Dr. Gudrun Doering-Striening
Rz. 639
Beim Behinderten-/Bedürftigentestament kann § 102 SGB XII dann eine bedeutsame Rolle spielen, wenn der Testamentsvollstrecker nicht alle Erbmittel, die er nach den Verwaltungsanordnungen des Erblassers gem. § 2216 Abs. 2 BGB für den Bedürftigen hätte ausgeben sollen, auch tatsächlich ausgegeben hat.
aa) Die übrig gelassenen Erträge
Rz. 640
Wie sich aus §§ 2111 Abs. 1 S. 1 und 2133 BGB ergibt, stehen dem Vorerben die ordnungsgemäß gezogenen Nutzungen des Nachlasses zwischen dem Erbfall und dem Nacherbfall zu. Nutzungen sind gem. § 100 BGB die Früchte (§ 99 BGB) und Gebrauchsvorteile der Nachlassgegenstände. Nutzungen fallen nicht in den Nachlass, sondern in das Vermögen des Vorerben. Mit der Vorerbschafts-/Nacherbschaftslösung geht das Vermögen vom unmittelbaren Erblasser aus auf den Nacherben über und nicht vom bedürftigen Bedachten, was eine sozialrechtliche Erbenhaftung für die Substanz – nicht aber für die nicht bestimmungsgemäß verwendeten Erträge – vermeidet. Lebzeitig wird dies durch die Anordnung der Dauertestamentsvollstreckung verhindert. Nicht verbrauchte Erträge aus der nicht befreiten Vorerbschaft gehen mit dem Tod des Vorerben aber in dessen Nachlass über und unterliegen deshalb der Erbenhaftung. Das ist bei Lebzeiten des Vorerben durch den Testamentsvollstrecker unbedingt zu beachten. Rechtsgestaltend wird empfohlen, den Vorerben mit einem Herausgabevermächtnis zu beschweren. Diese Empfehlung ist aber nicht unumstritten.
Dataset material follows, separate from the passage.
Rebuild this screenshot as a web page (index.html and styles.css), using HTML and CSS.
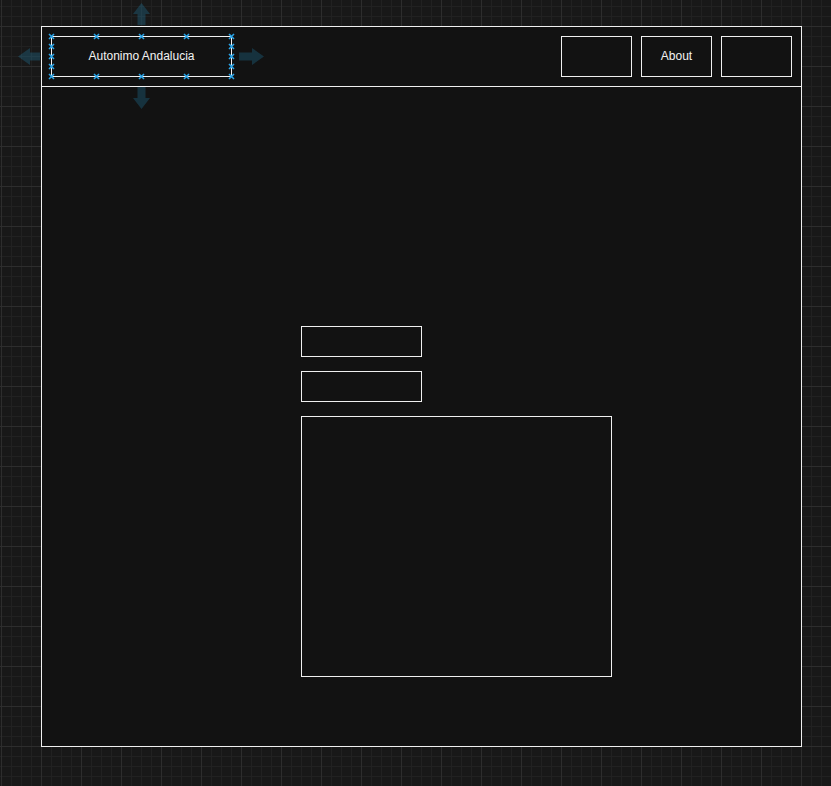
FILE: index.html
```html
<!DOCTYPE html>
<html lang="es">
<head>
<meta charset="utf-8">
<title>Autonimo Andalucia</title>
<link rel="stylesheet" href="styles.css">
</head>
<body>
<div class="canvas">
  <div class="frame">
    <header class="header">
      <div class="logo">Autonimo Andalucia</div>
      <nav class="nav">
        <div class="nav-btn"></div>
        <div class="nav-btn">About</div>
        <div class="nav-btn"></div>
      </nav>
    </header>
    <main class="main">
      <div class="field"></div>
      <div class="field"></div>
      <div class="textarea"></div>
    </main>
  </div>
</div>
<svg class="selection" width="831" height="786" viewBox="0 0 831 786" aria-hidden="true">
  <g class="arrows">
    <polygon points="141.5,3 133,14 137.5,14 137.5,25 145.5,25 145.5,14 150,14"/>
    <polygon points="141.5,109 133,98 137.5,98 137.5,87 145.5,87 145.5,98 150,98"/>
    <polygon points="18,56.5 30,48 30,52.5 40,52.5 40,60.5 30,60.5 30,65"/>
    <polygon points="264,56.5 252,48 252,52.5 239,52.5 239,60.5 252,60.5 252,65"/>
  </g>
  <g class="handles">
    <path d="M49 34l5 5m0 -5l-5 5"/>
    <path d="M94 34l5 5m0 -5l-5 5"/>
    <path d="M139 34l5 5m0 -5l-5 5"/>
    <path d="M184 34l5 5m0 -5l-5 5"/>
    <path d="M229 34l5 5m0 -5l-5 5"/>
    <path d="M49 74l5 5m0 -5l-5 5"/>
    <path d="M94 74l5 5m0 -5l-5 5"/>
    <path d="M139 74l5 5m0 -5l-5 5"/>
    <path d="M184 74l5 5m0 -5l-5 5"/>
    <path d="M229 74l5 5m0 -5l-5 5"/>
    <path d="M49 44l5 5m0 -5l-5 5"/>
    <path d="M49 54l5 5m0 -5l-5 5"/>
    <path d="M49 64l5 5m0 -5l-5 5"/>
    <path d="M229 44l5 5m0 -5l-5 5"/>
    <path d="M229 54l5 5m0 -5l-5 5"/>
    <path d="M229 64l5 5m0 -5l-5 5"/>
  </g>
</svg>
</body>
</html>
```
FILE: styles.css
```css
html, body {
  margin: 0;
  padding: 0;
}

body {
  position: relative;
  width: 831px;
  height: 786px;
  overflow: hidden;
  font-family: "Liberation Sans", Arial, Helvetica, sans-serif;
  color: #f2f2f2;
  background-color: #181818;
  background-image:
    linear-gradient(to right, #2d2d2d 1px, transparent 1px),
    linear-gradient(to bottom, #2d2d2d 1px, transparent 1px),
    linear-gradient(to right, #212121 1px, transparent 1px),
    linear-gradient(to bottom, #212121 1px, transparent 1px);
  background-size: 40px 40px, 40px 40px, 10px 10px, 10px 10px;
  background-position: 1px 26px, 1px 26px, 1px 6px, 1px 6px;
}

.canvas {
  padding: 26px 0 0 41px;
}

.frame {
  box-sizing: border-box;
  width: 761px;
  height: 721px;
  border: 1px solid #f0f0f0;
  background: #121212;
  display: flex;
  flex-direction: column;
}

.header {
  box-sizing: border-box;
  height: 60px;
  border-bottom: 1px solid #f0f0f0;
  padding: 0 9px;
  display: flex;
  align-items: center;
  justify-content: space-between;
}

.logo {
  box-sizing: border-box;
  width: 181px;
  height: 41px;
  padding-bottom: 2px;
  border: 1px solid #f0f0f0;
  display: flex;
  align-items: center;
  justify-content: center;
  font-size: 12px;
}

.nav {
  display: flex;
  gap: 9px;
}

.nav-btn {
  box-sizing: border-box;
  width: 71px;
  height: 41px;
  padding-bottom: 2px;
  border: 1px solid #f0f0f0;
  display: flex;
  align-items: center;
  justify-content: center;
  font-size: 12px;
}

.main {
  flex: 1;
  padding: 239px 0 0 259px;
  display: flex;
  flex-direction: column;
  align-items: flex-start;
  gap: 14px;
}

.field {
  box-sizing: border-box;
  width: 121px;
  height: 31px;
  border: 1px solid #f0f0f0;
}

.textarea {
  box-sizing: border-box;
  width: 311px;
  height: 261px;
  border: 1px solid #f0f0f0;
}

.selection {
  position: absolute;
  left: 0;
  top: 0;
  pointer-events: none;
}

.arrows polygon {
  fill: #29b6f2;
  fill-opacity: 0.2;
}

.handles path {
  fill: none;
  stroke: #2aa3e6;
  stroke-width: 1.6;
}
```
bb) Probleme der Vermächtnislösung
Rz. 641
Die sozialhilferechtliche Erbenhaftung spielt eine weitere Rolle, wenn im Rahmen des Behinderten-/Bedürftigentestaments die Anordnung von Vorvermächtnis und Nachvermächtnis gewählt wird.
Die Vermächtnislösung gilt wegen der sozialhilferechtlichen Erbenhaftung als nicht gesicherte Lösung. In der Literatur wird über die Eignung der Lösung heftig gestritten (siehe dazu nachfolgend beim Behindertentestament in § 11). Die Probleme dieser Lösung sind seit 1.1.2020 aber weitestgehend erledigt. Seit 1.1.2020 ist die von behinderten Menschen regelhaft bezogene Eingliederungshilfe im SGB IX geregelt. Das SGB IX kennt keine Erbenhaftung. Die Existenzsicherung erfolgt im SGB XII über die Hilfe zum Lebensunterhalt und die Grundsicherung, die vorrangig vor der Hilfe zum Lebensunterhalt ist. Somit wird ein behinderter Mensch, der Grundsicherung und Eingliederungshilfe bezieht, kein Problem mehr mit der sozialhilferechtlichen Erbenhaftung haben. Der vorstehend erörterte Contergan-Fall würde daher so nicht mehr entschieden werden können.